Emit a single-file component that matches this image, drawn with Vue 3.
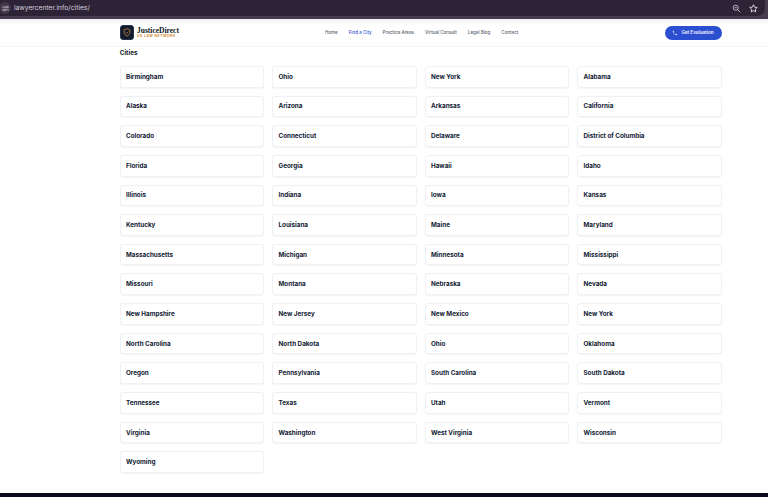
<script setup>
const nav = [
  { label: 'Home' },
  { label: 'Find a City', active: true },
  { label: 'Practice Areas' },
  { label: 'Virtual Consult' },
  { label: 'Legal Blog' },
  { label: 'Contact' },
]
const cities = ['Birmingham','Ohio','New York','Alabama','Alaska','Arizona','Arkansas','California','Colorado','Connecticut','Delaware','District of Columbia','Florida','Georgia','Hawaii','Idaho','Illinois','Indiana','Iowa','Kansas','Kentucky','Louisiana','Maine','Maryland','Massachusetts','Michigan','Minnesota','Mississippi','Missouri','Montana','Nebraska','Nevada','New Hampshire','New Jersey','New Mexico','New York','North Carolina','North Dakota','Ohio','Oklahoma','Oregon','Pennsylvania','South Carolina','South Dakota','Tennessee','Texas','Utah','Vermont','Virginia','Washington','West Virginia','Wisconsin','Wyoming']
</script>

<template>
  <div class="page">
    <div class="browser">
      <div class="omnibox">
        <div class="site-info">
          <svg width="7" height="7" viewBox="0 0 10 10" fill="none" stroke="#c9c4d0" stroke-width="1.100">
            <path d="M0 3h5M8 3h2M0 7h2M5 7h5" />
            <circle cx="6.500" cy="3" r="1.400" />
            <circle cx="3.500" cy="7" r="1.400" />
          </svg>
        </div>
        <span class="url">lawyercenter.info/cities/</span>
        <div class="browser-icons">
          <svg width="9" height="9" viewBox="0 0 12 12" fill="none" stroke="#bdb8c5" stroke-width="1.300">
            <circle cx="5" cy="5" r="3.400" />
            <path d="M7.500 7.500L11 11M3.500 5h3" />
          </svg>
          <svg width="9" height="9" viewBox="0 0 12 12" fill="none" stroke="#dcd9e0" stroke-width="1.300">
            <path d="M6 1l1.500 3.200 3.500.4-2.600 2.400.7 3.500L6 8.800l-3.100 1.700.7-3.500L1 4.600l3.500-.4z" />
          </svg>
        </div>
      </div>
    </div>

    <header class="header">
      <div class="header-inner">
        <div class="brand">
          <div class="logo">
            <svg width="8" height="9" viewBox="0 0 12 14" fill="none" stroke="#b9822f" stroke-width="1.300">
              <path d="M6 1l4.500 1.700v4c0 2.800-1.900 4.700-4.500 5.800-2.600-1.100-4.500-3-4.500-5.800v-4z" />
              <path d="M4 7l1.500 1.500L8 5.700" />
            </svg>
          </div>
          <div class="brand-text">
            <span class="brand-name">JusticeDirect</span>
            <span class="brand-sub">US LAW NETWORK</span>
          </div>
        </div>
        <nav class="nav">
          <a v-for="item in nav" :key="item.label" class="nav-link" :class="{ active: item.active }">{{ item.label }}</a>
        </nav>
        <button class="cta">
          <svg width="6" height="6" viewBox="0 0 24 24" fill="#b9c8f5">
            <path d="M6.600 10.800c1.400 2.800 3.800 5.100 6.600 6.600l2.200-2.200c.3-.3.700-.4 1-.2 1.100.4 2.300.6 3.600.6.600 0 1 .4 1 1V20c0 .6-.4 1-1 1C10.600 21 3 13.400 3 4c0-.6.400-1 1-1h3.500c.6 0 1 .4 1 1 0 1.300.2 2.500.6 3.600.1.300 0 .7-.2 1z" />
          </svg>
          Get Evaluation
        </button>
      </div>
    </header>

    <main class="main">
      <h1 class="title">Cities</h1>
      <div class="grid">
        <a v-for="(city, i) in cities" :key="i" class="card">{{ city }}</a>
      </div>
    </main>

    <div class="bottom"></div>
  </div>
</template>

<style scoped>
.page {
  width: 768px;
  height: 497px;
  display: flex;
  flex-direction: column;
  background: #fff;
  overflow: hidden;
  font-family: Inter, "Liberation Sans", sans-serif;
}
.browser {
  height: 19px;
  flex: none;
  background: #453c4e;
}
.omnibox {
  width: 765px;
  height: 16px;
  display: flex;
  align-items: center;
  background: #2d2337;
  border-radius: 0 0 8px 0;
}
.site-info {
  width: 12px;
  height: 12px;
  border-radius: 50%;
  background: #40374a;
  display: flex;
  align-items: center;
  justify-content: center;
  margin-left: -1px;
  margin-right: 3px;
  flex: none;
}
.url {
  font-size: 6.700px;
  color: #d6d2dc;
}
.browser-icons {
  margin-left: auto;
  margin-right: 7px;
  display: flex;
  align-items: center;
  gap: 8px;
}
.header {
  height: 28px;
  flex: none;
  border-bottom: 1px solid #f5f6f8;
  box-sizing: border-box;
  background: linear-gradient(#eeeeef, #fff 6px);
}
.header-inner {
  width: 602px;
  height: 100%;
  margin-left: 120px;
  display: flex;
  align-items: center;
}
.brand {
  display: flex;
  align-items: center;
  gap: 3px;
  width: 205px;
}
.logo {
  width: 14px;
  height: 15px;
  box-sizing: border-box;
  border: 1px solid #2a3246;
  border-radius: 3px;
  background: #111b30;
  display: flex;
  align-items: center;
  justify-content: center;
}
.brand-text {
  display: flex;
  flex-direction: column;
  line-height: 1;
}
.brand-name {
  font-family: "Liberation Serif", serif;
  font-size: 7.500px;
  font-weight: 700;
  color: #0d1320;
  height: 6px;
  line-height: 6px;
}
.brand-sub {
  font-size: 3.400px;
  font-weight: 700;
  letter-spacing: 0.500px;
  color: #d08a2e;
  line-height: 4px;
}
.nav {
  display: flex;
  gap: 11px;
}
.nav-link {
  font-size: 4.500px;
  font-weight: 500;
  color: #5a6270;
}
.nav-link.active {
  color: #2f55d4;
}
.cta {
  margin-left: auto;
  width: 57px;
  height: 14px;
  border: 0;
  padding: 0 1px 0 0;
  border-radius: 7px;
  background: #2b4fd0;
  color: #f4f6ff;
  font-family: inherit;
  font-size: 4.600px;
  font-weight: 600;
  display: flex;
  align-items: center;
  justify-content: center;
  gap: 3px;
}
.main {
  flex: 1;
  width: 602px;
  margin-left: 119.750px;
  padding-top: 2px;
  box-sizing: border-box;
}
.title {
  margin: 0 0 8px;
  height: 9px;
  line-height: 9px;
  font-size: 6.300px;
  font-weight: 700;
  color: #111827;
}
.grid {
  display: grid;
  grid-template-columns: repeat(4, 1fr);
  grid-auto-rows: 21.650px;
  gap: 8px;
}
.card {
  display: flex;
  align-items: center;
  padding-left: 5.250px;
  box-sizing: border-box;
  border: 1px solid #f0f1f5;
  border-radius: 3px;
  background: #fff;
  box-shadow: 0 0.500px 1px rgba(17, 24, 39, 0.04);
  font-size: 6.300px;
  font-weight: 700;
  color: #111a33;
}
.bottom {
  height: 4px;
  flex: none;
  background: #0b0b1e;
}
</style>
==
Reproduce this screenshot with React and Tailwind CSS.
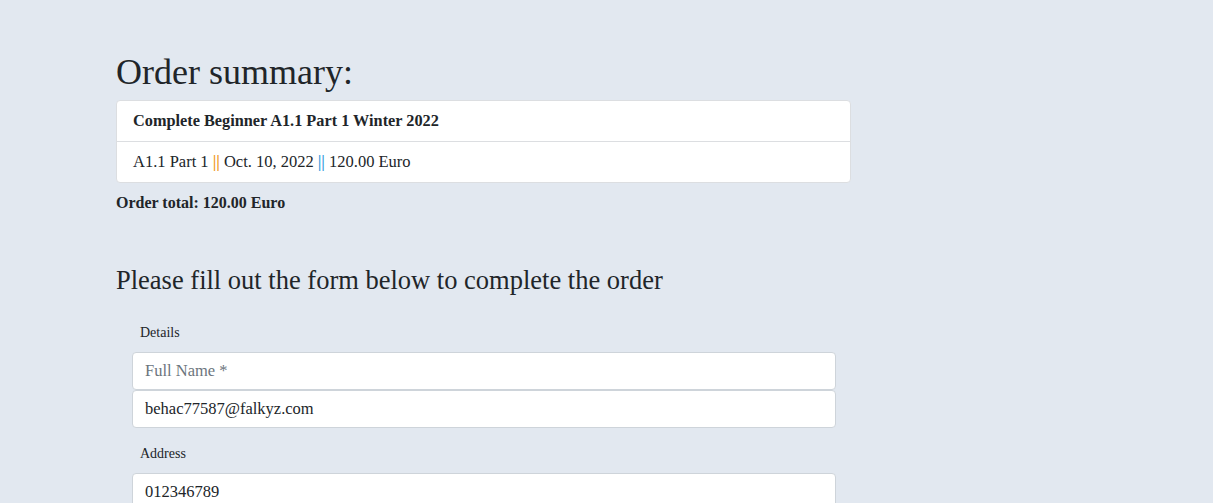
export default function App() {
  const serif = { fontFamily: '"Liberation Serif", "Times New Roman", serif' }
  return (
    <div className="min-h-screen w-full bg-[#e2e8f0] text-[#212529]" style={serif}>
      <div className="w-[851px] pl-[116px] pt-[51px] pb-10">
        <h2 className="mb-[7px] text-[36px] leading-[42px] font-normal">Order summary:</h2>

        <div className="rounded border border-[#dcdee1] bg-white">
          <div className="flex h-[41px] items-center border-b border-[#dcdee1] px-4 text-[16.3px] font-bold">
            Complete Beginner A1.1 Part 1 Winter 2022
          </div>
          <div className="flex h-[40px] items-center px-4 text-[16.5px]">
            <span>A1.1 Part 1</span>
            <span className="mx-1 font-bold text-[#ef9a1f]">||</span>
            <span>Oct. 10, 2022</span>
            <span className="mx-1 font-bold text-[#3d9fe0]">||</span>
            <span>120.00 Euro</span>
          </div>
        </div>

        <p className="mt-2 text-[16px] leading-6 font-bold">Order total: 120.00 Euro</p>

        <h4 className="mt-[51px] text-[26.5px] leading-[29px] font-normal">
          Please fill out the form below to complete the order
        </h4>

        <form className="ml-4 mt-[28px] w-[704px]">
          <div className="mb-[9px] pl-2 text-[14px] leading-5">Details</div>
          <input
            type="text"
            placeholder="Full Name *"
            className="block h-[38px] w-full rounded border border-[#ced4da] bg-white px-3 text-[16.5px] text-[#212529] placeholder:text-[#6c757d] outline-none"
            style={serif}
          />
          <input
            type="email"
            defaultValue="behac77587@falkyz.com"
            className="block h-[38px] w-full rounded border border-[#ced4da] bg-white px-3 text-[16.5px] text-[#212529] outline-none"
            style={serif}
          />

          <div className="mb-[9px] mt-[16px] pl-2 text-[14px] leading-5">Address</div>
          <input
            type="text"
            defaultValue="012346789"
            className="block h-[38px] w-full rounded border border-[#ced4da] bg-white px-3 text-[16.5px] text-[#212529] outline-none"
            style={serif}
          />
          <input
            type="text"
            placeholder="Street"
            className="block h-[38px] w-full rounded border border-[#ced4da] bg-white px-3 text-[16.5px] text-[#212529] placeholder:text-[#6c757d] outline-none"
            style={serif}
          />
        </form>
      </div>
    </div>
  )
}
...
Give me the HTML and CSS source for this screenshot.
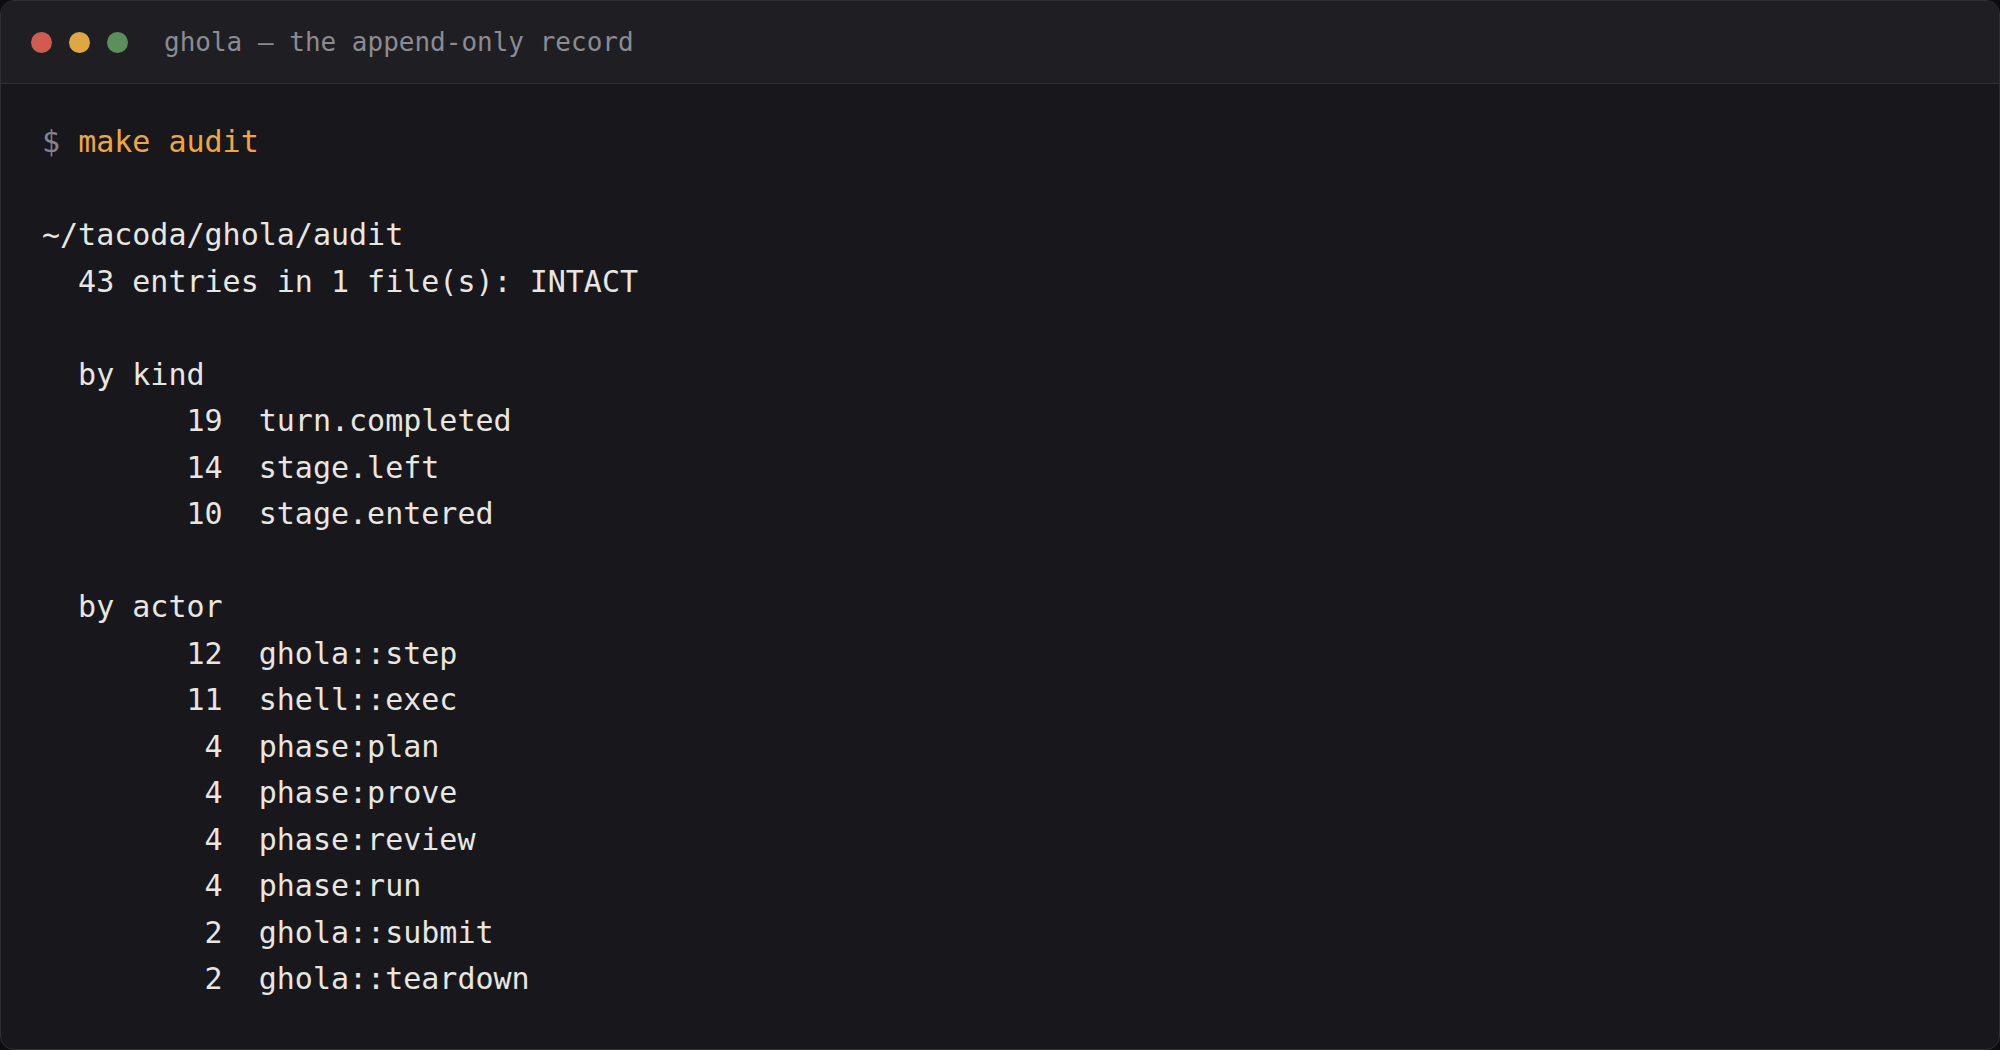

§ **TASK STATEMENT**: Calculate how many lines of the material include the string "with", and state that number by itself.

§ **THE REPLY**: 2